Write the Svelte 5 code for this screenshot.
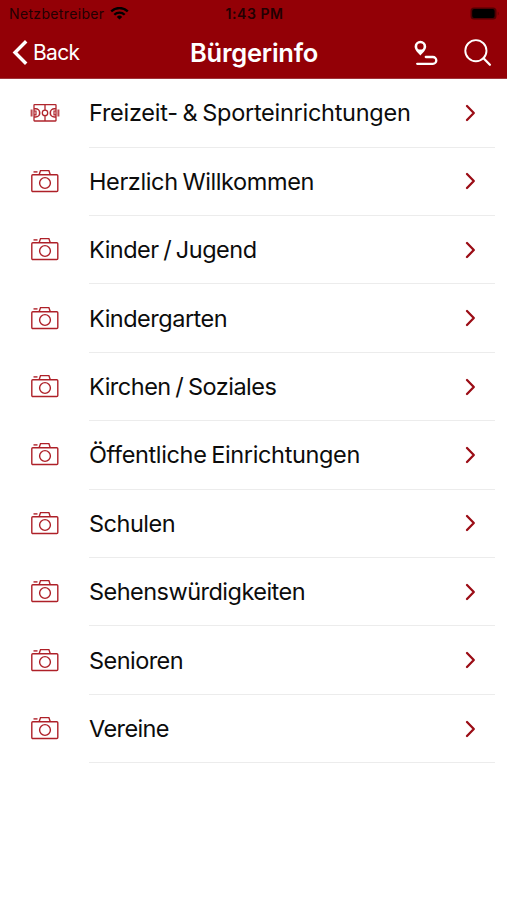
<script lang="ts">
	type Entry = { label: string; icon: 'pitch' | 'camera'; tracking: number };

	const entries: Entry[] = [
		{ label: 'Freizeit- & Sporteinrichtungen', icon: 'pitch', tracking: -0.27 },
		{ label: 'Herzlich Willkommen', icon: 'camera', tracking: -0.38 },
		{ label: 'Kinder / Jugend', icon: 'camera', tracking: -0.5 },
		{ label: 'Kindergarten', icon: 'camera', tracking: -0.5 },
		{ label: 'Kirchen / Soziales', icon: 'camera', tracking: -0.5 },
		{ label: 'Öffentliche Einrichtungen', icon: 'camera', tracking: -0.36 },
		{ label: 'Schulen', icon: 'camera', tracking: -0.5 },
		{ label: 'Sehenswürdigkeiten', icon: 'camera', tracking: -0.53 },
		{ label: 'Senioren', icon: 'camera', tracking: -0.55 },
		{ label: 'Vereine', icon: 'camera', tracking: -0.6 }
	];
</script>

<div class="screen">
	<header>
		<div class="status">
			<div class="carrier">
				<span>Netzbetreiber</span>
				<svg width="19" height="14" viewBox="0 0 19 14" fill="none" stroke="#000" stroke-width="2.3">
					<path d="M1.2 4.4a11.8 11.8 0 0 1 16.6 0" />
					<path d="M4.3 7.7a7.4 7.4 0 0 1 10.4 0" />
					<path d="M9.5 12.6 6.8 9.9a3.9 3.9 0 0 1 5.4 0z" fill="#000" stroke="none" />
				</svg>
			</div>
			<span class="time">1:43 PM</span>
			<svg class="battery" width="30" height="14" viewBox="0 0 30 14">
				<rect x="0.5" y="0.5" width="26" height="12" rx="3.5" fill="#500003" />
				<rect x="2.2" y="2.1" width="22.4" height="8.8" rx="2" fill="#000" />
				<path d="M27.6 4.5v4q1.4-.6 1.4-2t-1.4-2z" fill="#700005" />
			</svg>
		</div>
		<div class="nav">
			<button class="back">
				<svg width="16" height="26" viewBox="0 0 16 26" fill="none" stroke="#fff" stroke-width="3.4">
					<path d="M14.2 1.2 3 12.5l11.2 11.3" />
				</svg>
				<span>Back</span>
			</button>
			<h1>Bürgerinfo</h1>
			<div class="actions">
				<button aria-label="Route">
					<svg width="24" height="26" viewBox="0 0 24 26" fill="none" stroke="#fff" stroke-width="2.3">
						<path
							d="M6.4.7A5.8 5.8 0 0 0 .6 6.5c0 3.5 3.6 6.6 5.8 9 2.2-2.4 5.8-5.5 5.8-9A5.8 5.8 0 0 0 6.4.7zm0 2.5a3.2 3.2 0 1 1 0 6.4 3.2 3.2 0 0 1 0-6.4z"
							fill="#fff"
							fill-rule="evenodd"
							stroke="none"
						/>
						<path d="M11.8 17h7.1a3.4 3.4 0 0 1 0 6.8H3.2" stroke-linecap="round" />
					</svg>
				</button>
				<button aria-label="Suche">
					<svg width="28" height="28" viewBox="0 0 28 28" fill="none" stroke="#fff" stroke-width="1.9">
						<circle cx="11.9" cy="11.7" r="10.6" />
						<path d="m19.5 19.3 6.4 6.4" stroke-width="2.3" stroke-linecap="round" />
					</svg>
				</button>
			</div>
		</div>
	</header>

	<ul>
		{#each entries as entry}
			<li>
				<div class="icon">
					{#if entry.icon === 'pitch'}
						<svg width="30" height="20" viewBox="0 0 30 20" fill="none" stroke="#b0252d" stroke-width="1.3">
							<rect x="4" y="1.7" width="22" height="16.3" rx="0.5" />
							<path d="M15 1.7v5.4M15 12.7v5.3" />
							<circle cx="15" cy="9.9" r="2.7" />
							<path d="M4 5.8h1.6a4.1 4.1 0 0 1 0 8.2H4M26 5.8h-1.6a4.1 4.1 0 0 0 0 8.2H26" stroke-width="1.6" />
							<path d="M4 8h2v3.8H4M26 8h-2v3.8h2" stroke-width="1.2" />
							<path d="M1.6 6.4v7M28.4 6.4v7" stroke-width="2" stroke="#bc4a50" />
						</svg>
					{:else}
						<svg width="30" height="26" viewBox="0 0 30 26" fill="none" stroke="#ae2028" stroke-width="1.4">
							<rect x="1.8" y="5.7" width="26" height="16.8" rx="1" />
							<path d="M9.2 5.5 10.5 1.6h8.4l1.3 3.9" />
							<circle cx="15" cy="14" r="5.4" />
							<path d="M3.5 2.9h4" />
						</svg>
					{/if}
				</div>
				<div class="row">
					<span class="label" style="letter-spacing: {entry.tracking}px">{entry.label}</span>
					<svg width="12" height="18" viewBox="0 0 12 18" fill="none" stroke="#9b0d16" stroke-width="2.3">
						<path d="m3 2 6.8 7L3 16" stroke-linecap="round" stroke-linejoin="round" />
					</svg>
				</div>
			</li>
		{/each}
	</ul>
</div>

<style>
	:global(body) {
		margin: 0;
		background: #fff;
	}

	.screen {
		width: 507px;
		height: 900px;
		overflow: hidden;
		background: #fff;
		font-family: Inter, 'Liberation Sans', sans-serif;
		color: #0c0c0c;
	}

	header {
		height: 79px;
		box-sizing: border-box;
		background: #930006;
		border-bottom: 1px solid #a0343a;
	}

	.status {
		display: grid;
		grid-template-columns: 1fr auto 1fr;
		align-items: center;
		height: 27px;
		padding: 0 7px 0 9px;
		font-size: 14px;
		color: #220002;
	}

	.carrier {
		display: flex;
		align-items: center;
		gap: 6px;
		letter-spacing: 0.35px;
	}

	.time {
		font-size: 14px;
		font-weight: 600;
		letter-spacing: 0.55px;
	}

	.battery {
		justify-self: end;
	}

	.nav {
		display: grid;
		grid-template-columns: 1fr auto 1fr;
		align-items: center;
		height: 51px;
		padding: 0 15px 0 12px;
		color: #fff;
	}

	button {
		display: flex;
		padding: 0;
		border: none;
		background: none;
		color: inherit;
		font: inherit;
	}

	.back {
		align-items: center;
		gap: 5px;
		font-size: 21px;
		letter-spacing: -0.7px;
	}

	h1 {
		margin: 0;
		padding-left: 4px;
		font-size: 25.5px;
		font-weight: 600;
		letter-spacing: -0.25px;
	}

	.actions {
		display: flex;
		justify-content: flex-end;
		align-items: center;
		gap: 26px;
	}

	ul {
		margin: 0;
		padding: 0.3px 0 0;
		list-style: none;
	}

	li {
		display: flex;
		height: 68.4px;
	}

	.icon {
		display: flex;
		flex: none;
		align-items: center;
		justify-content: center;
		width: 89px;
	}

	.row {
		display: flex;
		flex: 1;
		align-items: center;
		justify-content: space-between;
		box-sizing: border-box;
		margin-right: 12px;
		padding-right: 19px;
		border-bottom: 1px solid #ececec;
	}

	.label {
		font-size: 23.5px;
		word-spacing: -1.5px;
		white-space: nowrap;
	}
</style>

> _What the task asks_: Leave out the pictures and restate everything else word for word.

> _The solution_:
Write the Svelte 5 code for this screenshot.
<script lang="ts">
	type Entry = { label: string; icon: 'pitch' | 'camera'; tracking: number };

	const entries: Entry[] = [
		{ label: 'Freizeit- & Sporteinrichtungen', icon: 'pitch', tracking: -0.27 },
		{ label: 'Herzlich Willkommen', icon: 'camera', tracking: -0.38 },
		{ label: 'Kinder / Jugend', icon: 'camera', tracking: -0.5 },
		{ label: 'Kindergarten', icon: 'camera', tracking: -0.5 },
		{ label: 'Kirchen / Soziales', icon: 'camera', tracking: -0.5 },
		{ label: 'Öffentliche Einrichtungen', icon: 'camera', tracking: -0.36 },
		{ label: 'Schulen', icon: 'camera', tracking: -0.5 },
		{ label: 'Sehenswürdigkeiten', icon: 'camera', tracking: -0.53 },
		{ label: 'Senioren', icon: 'camera', tracking: -0.55 },
		{ label: 'Vereine', icon: 'camera', tracking: -0.6 }
	];
</script>

<div class="screen">
	<header>
		<div class="status">
			<div class="carrier">
				<span>Netzbetreiber</span>
				<svg width="19" height="14" viewBox="0 0 19 14" fill="none" stroke="#000" stroke-width="2.3">
					<path d="M1.2 4.4a11.8 11.8 0 0 1 16.6 0" />
					<path d="M4.3 7.7a7.4 7.4 0 0 1 10.4 0" />
					<path d="M9.5 12.6 6.8 9.9a3.9 3.9 0 0 1 5.4 0z" fill="#000" stroke="none" />
				</svg>
			</div>
			<span class="time">1:43 PM</span>
			<svg class="battery" width="30" height="14" viewBox="0 0 30 14">
				<rect x="0.5" y="0.5" width="26" height="12" rx="3.5" fill="#500003" />
				<rect x="2.2" y="2.1" width="22.4" height="8.8" rx="2" fill="#000" />
				<path d="M27.6 4.5v4q1.4-.6 1.4-2t-1.4-2z" fill="#700005" />
			</svg>
		</div>
		<div class="nav">
			<button class="back">
				<svg width="16" height="26" viewBox="0 0 16 26" fill="none" stroke="#fff" stroke-width="3.4">
					<path d="M14.2 1.2 3 12.5l11.2 11.3" />
				</svg>
				<span>Back</span>
			</button>
			<h1>Bürgerinfo</h1>
			<div class="actions">
				<button aria-label="Route">
					<svg width="24" height="26" viewBox="0 0 24 26" fill="none" stroke="#fff" stroke-width="2.3">
						<path
							d="M6.4.7A5.8 5.8 0 0 0 .6 6.5c0 3.5 3.6 6.6 5.8 9 2.2-2.4 5.8-5.5 5.8-9A5.8 5.8 0 0 0 6.4.7zm0 2.5a3.2 3.2 0 1 1 0 6.4 3.2 3.2 0 0 1 0-6.4z"
							fill="#fff"
							fill-rule="evenodd"
							stroke="none"
						/>
						<path d="M11.8 17h7.1a3.4 3.4 0 0 1 0 6.8H3.2" stroke-linecap="round" />
					</svg>
				</button>
				<button aria-label="Suche">
					<svg width="28" height="28" viewBox="0 0 28 28" fill="none" stroke="#fff" stroke-width="1.9">
						<circle cx="11.9" cy="11.7" r="10.6" />
						<path d="m19.5 19.3 6.4 6.4" stroke-width="2.3" stroke-linecap="round" />
					</svg>
				</button>
			</div>
		</div>
	</header>

	<ul>
		{#each entries as entry}
			<li>
				<div class="icon">
					{#if entry.icon === 'pitch'}
						<svg width="30" height="20" viewBox="0 0 30 20" fill="none" stroke="#b0252d" stroke-width="1.3">
							<rect x="4" y="1.7" width="22" height="16.3" rx="0.5" />
							<path d="M15 1.7v5.4M15 12.7v5.3" />
							<circle cx="15" cy="9.9" r="2.7" />
							<path d="M4 5.8h1.6a4.1 4.1 0 0 1 0 8.2H4M26 5.8h-1.6a4.1 4.1 0 0 0 0 8.2H26" stroke-width="1.6" />
							<path d="M4 8h2v3.8H4M26 8h-2v3.8h2" stroke-width="1.2" />
							<path d="M1.6 6.4v7M28.4 6.4v7" stroke-width="2" stroke="#bc4a50" />
						</svg>
					{:else}
						<svg width="30" height="26" viewBox="0 0 30 26" fill="none" stroke="#ae2028" stroke-width="1.4">
							<rect x="1.8" y="5.7" width="26" height="16.8" rx="1" />
							<path d="M9.2 5.5 10.5 1.6h8.4l1.3 3.9" />
							<circle cx="15" cy="14" r="5.4" />
							<path d="M3.5 2.9h4" />
						</svg>
					{/if}
				</div>
				<div class="row">
					<span class="label" style="letter-spacing: {entry.tracking}px">{entry.label}</span>
					<svg width="12" height="18" viewBox="0 0 12 18" fill="none" stroke="#9b0d16" stroke-width="2.3">
						<path d="m3 2 6.8 7L3 16" stroke-linecap="round" stroke-linejoin="round" />
					</svg>
				</div>
			</li>
		{/each}
	</ul>
</div>

<style>
	:global(body) {
		margin: 0;
		background: #fff;
	}

	.screen {
		width: 507px;
		height: 900px;
		overflow: hidden;
		background: #fff;
		font-family: Inter, 'Liberation Sans', sans-serif;
		color: #0c0c0c;
	}

	header {
		height: 79px;
		box-sizing: border-box;
		background: #930006;
		border-bottom: 1px solid #a0343a;
	}

	.status {
		display: grid;
		grid-template-columns: 1fr auto 1fr;
		align-items: center;
		height: 27px;
		padding: 0 7px 0 9px;
		font-size: 14px;
		color: #220002;
	}

	.carrier {
		display: flex;
		align-items: center;
		gap: 6px;
		letter-spacing: 0.35px;
	}

	.time {
		font-size: 14px;
		font-weight: 600;
		letter-spacing: 0.55px;
	}

	.battery {
		justify-self: end;
	}

	.nav {
		display: grid;
		grid-template-columns: 1fr auto 1fr;
		align-items: center;
		height: 51px;
		padding: 0 15px 0 12px;
		color: #fff;
	}

	button {
		display: flex;
		padding: 0;
		border: none;
		background: none;
		color: inherit;
		font: inherit;
	}

	.back {
		align-items: center;
		gap: 5px;
		font-size: 21px;
		letter-spacing: -0.7px;
	}

	h1 {
		margin: 0;
		padding-left: 4px;
		font-size: 25.5px;
		font-weight: 600;
		letter-spacing: -0.25px;
	}

	.actions {
		display: flex;
		justify-content: flex-end;
		align-items: center;
		gap: 26px;
	}

	ul {
		margin: 0;
		padding: 0.3px 0 0;
		list-style: none;
	}

	li {
		display: flex;
		height: 68.4px;
	}

	.icon {
		display: flex;
		flex: none;
		align-items: center;
		justify-content: center;
		width: 89px;
	}

	.row {
		display: flex;
		flex: 1;
		align-items: center;
		justify-content: space-between;
		box-sizing: border-box;
		margin-right: 12px;
		padding-right: 19px;
		border-bottom: 1px solid #ececec;
	}

	.label {
		font-size: 23.5px;
		word-spacing: -1.5px;
		white-space: nowrap;
	}
</style>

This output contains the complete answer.